При таком понимании бессознательного антиповедение описывалось как деструктивное, патологическое поведение, направленное на смерть. Характерный пример – предложенное Э. Фроммом описание поведения «психологического некрофила», человека, причастного смерти. Причину «некрофильcкого характера» Фромм усматривал в «злокачественной инцестуальности» – традиционном мотиве приобщения миру смерти. Человек с таким характером испытывает страстное влечение ко всему мертвому, разлагающемуся, нездоровому и механическому. Он не способен радоваться жизни, смеяться, любить, и только полностью сосредоточен на смерти. Таким описывал Фромм Адольфа Гитлера. Он аккуратно выбрал из биографии нацистского фюрера факты, соответствовавшие его гипотезе, и замолчал свидетельства, характеризовавшие Гитлера несколько иначе. В результате Фромм создал очередной миф о «живом мертвеце», ровным счетом ничего не объясняющем ни в личности Гитлера, ни в социально-психологической ситуации в Германии тридцатых годов прошлого века. (Предшественником Гитлера в ранге властвовавших «живых мертвецов» был, в частности, валашский князь Влад Цепеш, прозванный Дракулой [48].) Свою работу о Гитлере Фромм заключил фразой: «Пока мы не откажемся от лубочного представления о пороке, мы не научимся распознавать реального зла.» [74, с. 198] Но что делает сам Фромм, если не создает очередное лубочное представление о зле?
Бессознательное ассоциировалось психоаналитиками не только с хаосом, преступлением и смертью, но и с сакральной сферой, сокровенными истинами. Антиповедение, соответственно, описывалось не только как деструктивное, безумное, но и как творческое, визионерское поведение.
С одной стороны, такая мифопоэтическая позиция позволяла усматривать в творчестве душевнобольных сокровенные тайны и глубокие истины.
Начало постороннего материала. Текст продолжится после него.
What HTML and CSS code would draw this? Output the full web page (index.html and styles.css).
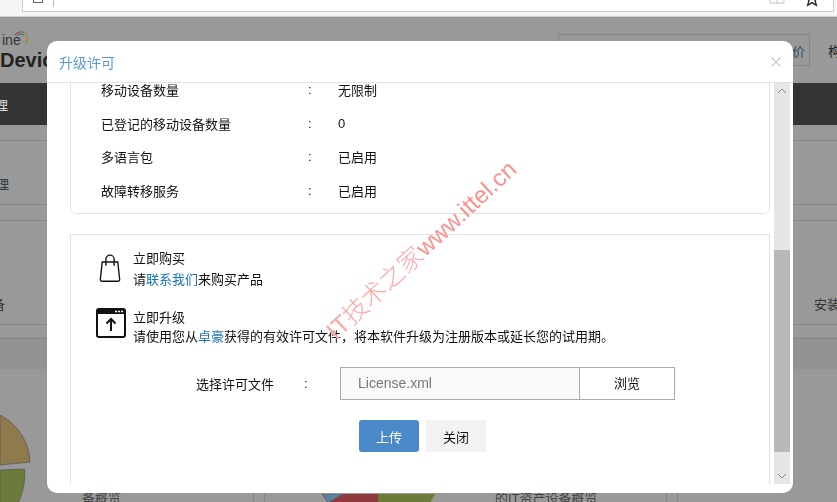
FILE: index.html
```html
<!DOCTYPE html>
<html lang="en">
<head>
    <meta charset="UTF-8">
    <meta name="viewport" content="width=device-width, initial-scale=1.0">
    <title>升级许可</title>
    <link rel="stylesheet" href="styles.css">
</head>
<body>
    <!-- Browser toolbar -->
    <div class="toolbar">
        <div class="address">
            <span class="address-home"><span class="home-square"></span></span>
            <span class="address-actions">
                <svg width="16" height="12" viewBox="0 0 16 12"><path d="M1 -6h6l1 1 1-1h6v9H9L8 4 7 3H1zM8 -5v9" fill="none" stroke="#c4c4c4"/></svg>
                <svg width="14" height="12" viewBox="0 0 14 12"><path d="M7 -8l2 5 5 .4-4 3 1.400 5L7 2.600 2.600 5.400 4 .4 0-2.600 5-3z" fill="none" stroke="#222" stroke-width="1.300"/></svg>
            </span>
        </div>
    </div>

    <!-- Page behind the dialog -->
    <div class="page">
        <div class="page-head">
            <div class="brand">
                <div class="brand-top">
                    <span class="brand-word">ine</span>
                    <svg class="brand-swirl" width="15" height="16" viewBox="0 0 15 16" fill="none" stroke-width="1.100">
                        <path d="M1 5A6.500 6.500 0 0 1 6 2" stroke="#a33"/>
                        <path d="M6 2A6.500 6.500 0 0 1 10 2.500" stroke="#5a7d3a"/>
                        <path d="M3 6A5 5 0 0 1 10 5" stroke="#2f6f8f"/>
                        <path d="M10 2.500A7 7 0 0 1 11 14" stroke="#a8892a"/>
                    </svg>
                </div>
                <div class="brand-name">Devic</div>
            </div>
            <div class="search">价</div>
            <div class="head-link">构</div>
        </div>
        <div class="page-nav"><span>理</span></div>
        <div class="page-row row-one"><span>理</span></div>
        <div class="page-row row-two">
            <span>备</span>
            <span>安装</span>
        </div>
        <div class="page-band"></div>
        <div class="charts">
            <div class="chart chart-left">
                <svg class="pie-left" width="32" height="88" viewBox="0 0 32 88">
                    <path d="M0 0A55 55 0 0 1 30 47L0 50z" fill="#8f7a4c" stroke="#555" stroke-width=".7"/>
                    <path d="M0 55L24.500 54Q26 72 18 88H0z" fill="#6b7c3a" stroke="#555" stroke-width=".7"/>
                </svg>
                <span class="chart-title">备概览</span>
            </div>
            <div class="chart chart-mid">
                <svg class="pie-mid" width="113" height="9" viewBox="0 0 113 9">
                    <path d="M0 0H21L6 9z" fill="#5b7f9e" stroke="#555" stroke-width=".7"/>
                    <path d="M21 0H56V9H6z" fill="#8e3a3c"/>
                    <path d="M56 0H113L108 9H56z" fill="#6b7c3a"/>
                </svg>
                <span class="chart-title">的IT资产设备概览</span>
            </div>
            <div class="chart chart-right"></div>
        </div>
    </div>

    <!-- Upgrade dialog -->
    <div class="modal">
        <div class="modal-header">
            <span class="modal-title">升级许可</span>
            <svg class="modal-close" width="10" height="10" viewBox="0 0 10 10"><path d="M.5 .5l9 9M9.500 .5l-9 9" stroke="#c8c8c8" stroke-width="1.100"/></svg>
        </div>
        <div class="modal-body">
            <div class="modal-scroll">
                <div class="card info-card">
                    <div class="info-row"><span class="info-label">移动设备数量</span><span class="info-colon">:</span><span>无限制</span></div>
                    <div class="info-row"><span class="info-label">已登记的移动设备数量</span><span class="info-colon">:</span><span>0</span></div>
                    <div class="info-row"><span class="info-label">多语言包</span><span class="info-colon">:</span><span>已启用</span></div>
                    <div class="info-row"><span class="info-label">故障转移服务</span><span class="info-colon">:</span><span>已启用</span></div>
                </div>
                <div class="card upgrade-card">
                    <div class="action action-buy">
                        <svg class="action-icon" width="22" height="30" viewBox="0 0 24 32">
                            <path d="M3.500 9.500H20.500L22.500 28Q22.700 30.500 20.500 30.500H3.500Q1.300 30.500 1.500 28z" fill="none" stroke="#111" stroke-width="1.500"/>
                            <path d="M7.500 12V6.500a4.500 4.500 0 0 1 9 0V12" fill="none" stroke="#111" stroke-width="1.500"/>
                            <circle cx="7.500" cy="12.500" r="1" fill="#111"/>
                            <circle cx="16.500" cy="12.500" r="1" fill="#111"/>
                        </svg>
                        <div class="action-text">
                            <div>立即购买</div>
                            <div>请<a href="#">联系我们</a>来购买产品</div>
                        </div>
                    </div>
                    <div class="action action-upgrade">
                        <svg class="action-icon" width="30" height="30" viewBox="0 0 30 30">
                            <rect x="1" y="1" width="28" height="28" rx="2" fill="none" stroke="#111" stroke-width="2"/>
                            <path d="M1 1H29V6H1z" fill="#111"/>
                            <path d="M19 3.500h2M22 3.500h2M25 3.500h2" stroke="#fff" stroke-width="1.600"/>
                            <path d="M15 23V11M10.500 15.500L15 11l4.500 4.500" fill="none" stroke="#111" stroke-width="2"/>
                        </svg>
                        <div class="action-text">
                            <div>立即升级</div>
                            <div>请使用您从<a href="#">卓豪</a>获得的有效许可文件，将本软件升级为注册版本或延长您的试用期。</div>
                        </div>
                    </div>
                    <div class="file-row">
                        <label class="file-label">选择许可文件</label>
                        <span class="file-colon">:</span>
                        <div class="file-picker">
                            <span class="file-name">License.xml</span>
                            <span class="file-browse">浏览</span>
                        </div>
                    </div>
                    <div class="buttons">
                        <button class="btn btn-primary">上传</button>
                        <button class="btn btn-plain">关闭</button>
                    </div>
                </div>
            </div>
            <div class="scrollbar">
                <div class="scroll-arrow">
                    <svg width="10" height="6" viewBox="0 0 10 6"><path d="M1 5l4-4 4 4" fill="none" stroke="#8a8a8a"/></svg>
                </div>
                <div class="scroll-space-top"></div>
                <div class="scroll-thumb"></div>
                <div class="scroll-arrow scroll-arrow-down">
                    <svg width="10" height="6" viewBox="0 0 10 6"><path d="M1 1l4 4 4-4" fill="none" stroke="#8a8a8a"/></svg>
                </div>
            </div>
        </div>
        <div class="watermark"><span class="watermark-cjk">IT技术之家</span>www.ittel.cn</div>
    </div>
</body>
</html>
```

FILE: styles.css
```css
* {
    margin: 0;
    padding: 0;
    box-sizing: border-box;
}

html, body {
    height: 502px;
    overflow: hidden;
}

body {
    background-color: #999;
    color: #111;
    font-family: "Liberation Sans", Arial, "Noto Sans CJK SC", sans-serif;
    font-size: 13px;
}

/* Browser toolbar */
.toolbar {
    height: 17px;
    background-color: #f4f4f4;
    border-bottom: 1px solid #cfcfcf;
    padding-left: 22px;
    padding-right: 3px;
}

.address {
    display: flex;
    justify-content: space-between;
    height: 12px;
    background-color: #fff;
    border: 1px solid #ccc;
    border-top: none;
}

.address-home {
    width: 31px;
    height: 7px;
    padding-left: 10px;
    border-right: 1px solid #bbb;
}

.home-square {
    display: block;
    width: 10px;
    height: 3px;
    border: 1px solid #666;
    border-top: none;
}

.address-actions {
    display: flex;
    gap: 20px;
    margin-right: 14px;
}

/* Page behind the dialog */
.page {
    color: #222;
}

.page-head {
    display: flex;
    height: 66px;
}

.brand {
    flex: 1;
    padding-top: 13px;
    overflow: hidden;
}

.brand-top {
    display: flex;
    align-items: flex-end;
    height: 16px;
    padding-left: 2px;
    font-size: 14px;
    line-height: 14px;
    color: #333;
}

.brand-word {
    margin-bottom: -1px;
}

.brand-swirl {
    margin-left: -7px;
}

.brand-name {
    font-size: 20px;
    font-weight: bold;
    line-height: 24px;
    color: #222;
    margin-top: 2px;
}

.search {
    width: 252px;
    height: 32px;
    margin-top: 17px;
    border: 1px solid #858585;
    text-align: right;
    padding-right: 4px;
    line-height: 33px;
    color: #2c4a6b;
}

.head-link {
    width: 27px;
    padding: 27px 0 0 18px;
    white-space: nowrap;
    overflow: hidden;
    line-height: 16px;
}

.page-nav {
    height: 42px;
    padding-top: 2px;
    background-color: #333;
    color: #ddd;
    line-height: 42px;
    text-indent: -5px;
}

.page-row {
    border-top: 1px solid #858585;
    border-bottom: 1px solid #858585;
    display: flex;
    justify-content: space-between;
}

.row-one {
    height: 65px;
    margin-top: 15px;
    padding-top: 33px;
    text-indent: -4px;
    color: #2c3a46;
}

.row-two {
    height: 105px;
    margin-top: 15px;
    padding-top: 73px;
    margin-left: -8px;
    margin-right: -3px;
    color: #333;
}

.page-band {
    height: 31px;
    margin-top: 13px;
    background-color: #939393;
    border-top: 1px solid #858585;
}

.charts {
    display: flex;
    height: 134px;
}

.chart {
    display: flex;
    flex-direction: column;
}

.chart-left {
    width: 254px;
    border-right: 1px solid #858585;
    overflow: hidden;
}

.chart-mid {
    width: 403px;
    margin-left: 10px;
    border-left: 1px solid #858585;
    border-right: 1px solid #858585;
}

.chart-right {
    flex: 1;
    margin-left: 10px;
    border-left: 1px solid #858585;
}

.pie-left {
    flex: none;
    margin-top: 46px;
    margin-bottom: -12px;
}

.chart-title {
    color: #444;
    line-height: 15px;
}

.chart-left .chart-title {
    padding-left: 82px;
}

.chart-mid .chart-title {
    padding-left: 230px;
}

.pie-mid {
    flex: none;
    margin: 125px 0 -12px 57px;
}

/* Dialog */
.modal {
    position: fixed;
    left: 47px;
    top: 41px;
    width: 746px;
    height: 452px;
    background-color: #fff;
    border-radius: 10px;
    overflow: hidden;
}

.modal-header {
    display: flex;
    align-items: center;
    justify-content: space-between;
    height: 42px;
    padding: 0 12px;
    border-bottom: 1px solid #e5dfe1;
}

.modal-title {
    color: #5b9bd5;
    font-size: 14px;
}

.modal-body {
    display: flex;
    height: 401px;
}

.modal-scroll {
    flex: 1;
    padding: 0 4px 0 23px;
    overflow: hidden;
}

.card {
    border: 1px solid #e2e2e2;
}

.info-card {
    height: 145px;
    margin-top: -14px;
    padding: 3px 0 0 30px;
    border-radius: 0 0 6px 6px;
}

.info-row {
    display: flex;
    align-items: center;
    height: 33.5px;
}

.info-label {
    width: 207px;
}

.info-colon {
    width: 30px;
}

.upgrade-card {
    height: 300px;
    margin-top: 20px;
    padding-top: 13px;
}

.action {
    display: flex;
    line-height: 21px;
}

.action a {
    color: #1b75bb;
    text-decoration: none;
}

.action-buy {
    padding-left: 28px;
    gap: 12px;
}

.action-buy .action-icon {
    margin-top: 5px;
}

.action-upgrade {
    margin-top: 18px;
    padding-left: 25px;
    gap: 7px;
    line-height: 19px;
}

.file-row {
    display: flex;
    align-items: center;
    margin-top: 21px;
    padding-left: 125px;
}

.file-label {
    width: 108px;
}

.file-colon {
    width: 36px;
}

.file-picker {
    display: flex;
    width: 335px;
    height: 33px;
    border: 1px solid #aaa;
    line-height: 31px;
}

.file-name {
    flex: 1;
    padding-left: 17px;
    background-color: #f9f9f9;
    color: #777;
    font-size: 14px;
    border-right: 1px solid #aaa;
}

.file-browse {
    width: 94px;
    text-align: center;
}

.buttons {
    display: flex;
    gap: 7px;
    margin-top: 20px;
    padding-left: 288px;
}

.btn {
    width: 60px;
    height: 32px;
    border: none;
    border-radius: 3px;
    font-family: inherit;
    font-size: 13px;
}

.btn-primary {
    background-color: #4a8ac9;
    color: #fff;
}

.btn-plain {
    background-color: #f2f2f2;
    color: #111;
}

/* Fake scrollbar */
.scrollbar {
    display: flex;
    flex-direction: column;
    width: 16px;
    margin-right: 3px;
    background-color: #e6e6e6;
}

.scroll-arrow {
    display: flex;
    align-items: center;
    justify-content: center;
    height: 16px;
}

.scroll-space-top {
    height: 151px;
}

.scroll-thumb {
    flex: 1;
    background-color: #b9b9b9;
}

.scroll-arrow-down {
    height: 32px;
    padding-top: 16px;
}

.watermark {
    position: absolute;
    left: 248px;
    top: 189px;
    width: max-content;
    transform: rotate(-43deg);
    color: #ff8f8f;
    font-size: 24px;
    white-space: nowrap;
    pointer-events: none;
}

.watermark-cjk {
    font-size: 25px;
    font-weight: 300;
    color: #ffa8a8;
}
```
Последователи Юнга связывали эту особенность творчества душевнобольных с их способностью проникать в коллективное бессознательное и приобщаться его тайнам. Именно этим обусловлен тот факт, что, по Юнгу, «продукт психоза нередко наделен такой веской значительностью, которая встречается разве что у гения.» [90, с. 263]
О. Ранк также полагал, что безумие и истина тесно связаны между собой. Познание истины человеком, по его мнению, влекло за собой его отчуждение от мира «нормальных» людей. Ценности этого мира становились иллюзией для «мученика познания», а сама истина причиняла ему невыносимые страдания, делала его душевнобольным.
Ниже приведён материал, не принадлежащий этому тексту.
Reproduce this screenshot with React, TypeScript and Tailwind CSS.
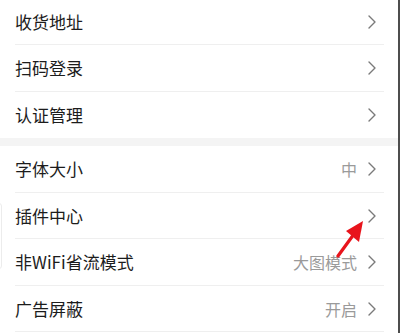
import { ChevronRight } from "lucide-react";

type Row = { label: string; value?: string; h: string; line: boolean };

const group1: Row[] = [
  { label: "收货地址", h: "h-[45px]", line: true },
  { label: "扫码登录", h: "h-[47px]", line: true },
  { label: "认证管理", h: "h-[46px]", line: false },
];

const group2: Row[] = [
  { label: "字体大小", value: "中", h: "h-[47px]", line: true },
  { label: "插件中心", h: "h-[46px]", line: true },
  { label: "非WiFi省流模式", value: "大图模式", h: "h-[47px]", line: true },
  { label: "广告屏蔽", value: "开启", h: "h-[46px]", line: true },
];

function SettingRow({ row }: { row: Row }) {
  return (
    <div className="pl-[15px] pr-[14px]">
      <div
        className={`flex items-center justify-between ${row.h} ${row.line ? "border-b border-[#efefef]" : ""}`}
      >
        <span className="text-[17px] text-[#1c1c1c]">{row.label}</span>
        <div className="flex items-center gap-[3px]">
          {row.value && <span className="text-[16px] text-[#9a9a9a]">{row.value}</span>}
          <ChevronRight className="h-[24px] w-[24px] text-[#7a7a7a]" strokeWidth={1.4} />
        </div>
      </div>
    </div>
  );
}

export default function App() {
  return (
    <div
      className="relative h-[333px] w-[400px] overflow-hidden border-r-2 border-[#4d4d4d] bg-white"
      style={{ fontFamily: '"Noto Sans CJK SC", "Noto Sans", sans-serif' }}
    >
      {group1.map((r) => (
        <SettingRow key={r.label} row={r} />
      ))}
      <div className="h-[8px] bg-[#f4f4f4]" />
      {group2.map((r) => (
        <SettingRow key={r.label} row={r} />
      ))}

      {/* edge handle on the left */}
      <div className="absolute left-[-4px] top-[203px] h-[66px] w-[6px] rounded-[3px] border border-[#ececec]" />

      {/* red annotation arrow */}
      <svg className="absolute left-0 top-0" width="400" height="333" viewBox="0 0 400 333">
        <line x1="338" y1="256" x2="354" y2="234" stroke="#e8141c" strokeWidth="3.2" strokeLinecap="round" />
        <polygon points="363,221 346,231 359,242" fill="#e8141c" />
      </svg>
    </div>
  );
}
Предельно было развито представление о безумии как способе приобщиться сакральному в работах представителей «антипсихиатрии». Так, Р. Д. Лэнг рассматривал безумие как экзистенциальную смерть человека, смерть, чреватую новым рождением, но рождением уже в новом сакральном качестве, в качестве человека, причастного нездешним истинам. По его словам, «когда человек сходит с ума, наблюдается значительное перемещение его положения по отношению ко всем областям бытия. Центр его переживания передвигается от эго к „я“. Земное время становится чисто эпизодическим, существенно только вечное. Однако сумасшедший находится в смятении. Он путает эго с „я“, внутреннее с внешним, естественное со сверхъестественным. Тем не менее для нас он может быть, даже посредством своего явного крушения и распада, проявлением священного. Он изгнан со сцены бытия, он – чужак, посторонний, подающий нам сигналы из пустоты, в которой он тонет, – некой пустоты, которая может быть населена существами, о которых мы даже не мечтаем. Их обычно называют демонами и духами, и они были некогда известны и названы… Сумасшествие – не обязательно разрыв. Оно может стать также и прорывом. Потенциально это освобождение и обновление, но также порабощение и экзистенциальная смерть.» [37, с. 310 – 311]
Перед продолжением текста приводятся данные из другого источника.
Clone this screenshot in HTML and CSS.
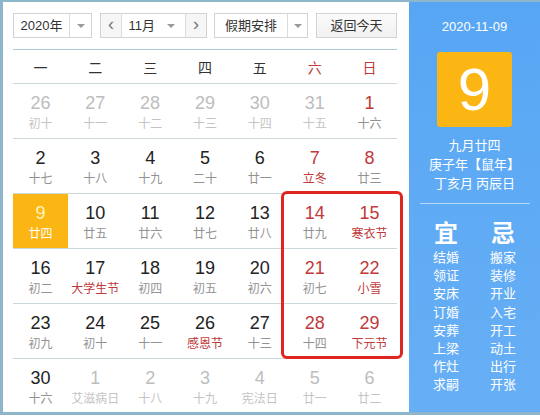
FILE: index.html
```html
<!DOCTYPE html>
<html lang="zh">
<head>
<meta charset="utf-8">
<link rel="stylesheet" href="styles.css">
</head>
<body>
<div class="frame">
  <div class="main">
    <div class="toolbar">
      <div class="select year"><span class="sel-text">2020年</span><span class="sel-arrow"><i class="tri"></i></span></div>
      <div class="select month">
        <span class="nav">&lsaquo;</span>
        <span class="sel-text mtext">11月<i class="tri"></i></span>
        <span class="nav">&rsaquo;</span>
      </div>
      <div class="select holiday"><span class="sel-text">假期安排</span><span class="sel-arrow"><i class="tri"></i></span></div>
      <div class="btn">返回今天</div>
    </div>
    <div class="week">
      <span>一</span><span>二</span><span>三</span><span>四</span><span>五</span><span class="red">六</span><span class="red">日</span>
    </div>
    <div class="days">
      <div class="cell other"><b>26</b><em>初十</em></div>
      <div class="cell other"><b>27</b><em>十一</em></div>
      <div class="cell other"><b>28</b><em>十二</em></div>
      <div class="cell other"><b>29</b><em>十三</em></div>
      <div class="cell other"><b>30</b><em>十四</em></div>
      <div class="cell other"><b>31</b><em>十五</em></div>
      <div class="cell wkend"><b>1</b><em>十六</em></div>

      <div class="cell"><b>2</b><em>十七</em></div>
      <div class="cell"><b>3</b><em>十八</em></div>
      <div class="cell"><b>4</b><em>十九</em></div>
      <div class="cell"><b>5</b><em>二十</em></div>
      <div class="cell"><b>6</b><em>廿一</em></div>
      <div class="cell wkend"><b>7</b><em class="fest">立冬</em></div>
      <div class="cell wkend"><b>8</b><em>廿三</em></div>

      <div class="cell today"><b>9</b><em>廿四</em></div>
      <div class="cell"><b>10</b><em>廿五</em></div>
      <div class="cell"><b>11</b><em>廿六</em></div>
      <div class="cell"><b>12</b><em>廿七</em></div>
      <div class="cell"><b>13</b><em>廿八</em></div>
      <div class="cell wkend"><b>14</b><em>廿九</em></div>
      <div class="cell wkend"><b>15</b><em class="fest">寒衣节</em></div>

      <div class="cell"><b>16</b><em>初二</em></div>
      <div class="cell"><b>17</b><em class="fest">大学生节</em></div>
      <div class="cell"><b>18</b><em>初四</em></div>
      <div class="cell"><b>19</b><em>初五</em></div>
      <div class="cell"><b>20</b><em>初六</em></div>
      <div class="cell wkend"><b>21</b><em>初七</em></div>
      <div class="cell wkend"><b>22</b><em class="fest">小雪</em></div>

      <div class="cell"><b>23</b><em>初九</em></div>
      <div class="cell"><b>24</b><em>初十</em></div>
      <div class="cell"><b>25</b><em>十一</em></div>
      <div class="cell"><b>26</b><em class="fest">感恩节</em></div>
      <div class="cell"><b>27</b><em>十三</em></div>
      <div class="cell wkend"><b>28</b><em>十四</em></div>
      <div class="cell wkend"><b>29</b><em class="fest">下元节</em></div>

      <div class="cell last"><b>30</b><em>十六</em></div>
      <div class="cell last other"><b>1</b><em>艾滋病日</em></div>
      <div class="cell last other"><b>2</b><em>十八</em></div>
      <div class="cell last other"><b>3</b><em>十九</em></div>
      <div class="cell last other"><b>4</b><em>宪法日</em></div>
      <div class="cell last other"><b>5</b><em>廿一</em></div>
      <div class="cell last other"><b>6</b><em>廿二</em></div>
    </div>
    <div class="mark"></div>
  </div>
  <div class="side">
    <div class="date">2020-11-09</div>
    <div class="bigday">9</div>
    <div class="lunar">
      <div>九月廿四</div>
      <div>庚子年【鼠年】</div>
      <div>丁亥月 丙辰日</div>
    </div>
    <div class="yiji">
      <div class="col">
        <div class="head">宜</div>
        <div>结婚</div><div>领证</div><div>安床</div><div>订婚</div><div>安葬</div><div>上梁</div><div>作灶</div><div>求嗣</div>
      </div>
      <div class="col">
        <div class="head">忌</div>
        <div>搬家</div><div>装修</div><div>开业</div><div>入宅</div><div>开工</div><div>动土</div><div>出行</div><div>开张</div>
      </div>
    </div>
  </div>
</div>
</body>
</html>
```
FILE: styles.css
```css
* { box-sizing: border-box; }
html, body { margin: 0; padding: 0; background: #fff; }
body { font-family: "Liberation Sans", "Noto Sans CJK SC", sans-serif; color: #333; }

.frame {
  width: 540px;
  height: 415px;
  display: flex;
  border-top: 2px solid #8db6ca;
  border-left: 3px solid #8db6ca;
  border-bottom: 3px solid #8db6ca;
}

.main {
  position: relative;
  width: 406px;
  padding: 11px 12px 0 10px;
}

.toolbar {
  display: flex;
  height: 25px;
  font-size: 13px;
  font-family: "Liberation Sans", "Noto Sans CJK SC", sans-serif;
  color: #333;
}
.select {
  display: flex;
  border: 1px solid #d3d3d3;
  background: #fff;
  height: 25px;
  line-height: 23px;
}
.year { width: 79px; margin-right: 8px; }
.year .sel-text { width: 55px; text-align: center; }
.month { width: 107px; margin-right: 7px; }
.holiday { width: 94px; margin-right: 8px; }
.holiday .sel-text { width: 72px; text-align: center; }
.sel-arrow {
  flex: 1;
  border-left: 1px solid #dcdcdc;
  display: flex;
  align-items: center;
  justify-content: center;
}
.tri {
  display: inline-block;
  width: 0; height: 0;
  border-left: 4px solid transparent;
  border-right: 4px solid transparent;
  border-top: 4px solid #9a9a9a;
}
.nav {
  width: 21px;
  background: #f6f6f6;
  text-align: center;
  font-size: 18px;
  color: #777;
  line-height: 21px;
}
.month .nav:first-child { border-right: 1px solid #dcdcdc; }
.month .nav:last-child { border-left: 1px solid #dcdcdc; }
.mtext {
  flex: 1;
  display: flex;
  align-items: center;
  justify-content: flex-end;
  gap: 12px;
  padding-right: 10px;
}
.btn {
  width: 81px;
  height: 25px;
  line-height: 23px;
  border: 1px solid #d3d3d3;
  background: linear-gradient(#fbfbfb, #f1f1f1);
  text-align: center;
}

.week {
  margin-top: 11px;
  width: 384px;
  height: 35px;
  border-top: 1px solid #a9c8d8;
  border-bottom: 1px solid #cdd6da;
  display: grid;
  grid-template-columns: repeat(7, 1fr);
  align-items: center;
  text-align: center;
  font-size: 14px;
  font-family: "Noto Sans CJK SC", sans-serif;
  color: #333;
}
.week .red { color: #c0393b; }

.days {
  width: 384px;
  display: grid;
  grid-template-columns: repeat(7, 1fr);
}
.cell {
  height: 55px;
  border-bottom: 1px solid #cdd6da;
  text-align: center;
  padding-top: 9px;
}
.cell.last { border-bottom: none; height: 54px; }
.cell b {
  display: block;
  font-weight: normal;
  font-size: 18px;
  line-height: 20px;
  color: #222;
}
.cell em {
  display: block;
  font-style: normal;
  font-size: 12px;
  line-height: 20px;
  color: #929292;
  font-family: "Noto Sans CJK SC", sans-serif;
}
.cell.wkend b { color: #c0393b; }
.cell em.fest { color: #c0393b; }
.cell.other b { color: #bdbdbd; }
.cell.other em { color: #c4c4c4; }
.cell.today { background: #fbb614; }
.cell.today b { color: #fff3b8; }
.cell.today em { color: #fff; }

.mark {
  position: absolute;
  left: 278px;
  top: 189px;
  width: 122px;
  height: 168px;
  border: 3px solid #e0241f;
  border-radius: 6px;
}

.side {
  flex: 1;
  background: linear-gradient(#57a6f4, #67aff5);
  color: #fff;
  display: flex;
  flex-direction: column;
  align-items: center;
  padding-top: 16px;
}
.date {
  font-size: 13px;
  line-height: 18px;
}
.bigday {
  margin-top: 16px;
  width: 75px;
  height: 75px;
  background: #fbb614;
  border-radius: 3px;
  font-size: 60px;
  line-height: 75px;
  text-align: center;
  color: #fff;
}
.lunar {
  margin-top: 8px;
  font-family: "Noto Sans CJK SC", sans-serif;
  font-size: 13px;
  line-height: 19px;
  text-align: center;
  width: 110px;
  padding-bottom: 11px;
  border-bottom: 1px solid rgba(255,255,255,0.55);
}
.yiji {
  margin-top: 14px;
  display: grid;
  grid-template-columns: 57px 57px;
  font-family: "Noto Sans CJK SC", sans-serif;
  font-size: 13px;
  line-height: 18.2px;
  text-align: center;
}
.yiji .head {
  font-size: 24px;
  font-weight: bold;
  line-height: 28px;
  margin-bottom: 2px;
}
```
С другой стороны, психоаналитические представления об антиповедении связывали творческие способности человека, гениальность с безумием и преступлением. По Юнгу, художественное творчество есть «порождение ночной сферы. К ней приближаются также духовидцы и пророки… Но с этой сферой знакомы также великие злодеи и разрушители, омрачающие лицо времен, и умалишенные, которые слишком близко подошли к огню…» [90, с. 267]
С этой точки зрения творчество рассматривалось как отклонение от нормы, как форма невроза. В художественных произведениях психоаналитики искали ту же «первосцену», что и в жалобах своих пациентов. Поведение художника характеризовалось ими как асоциальное, безумное, а иногда и преступное.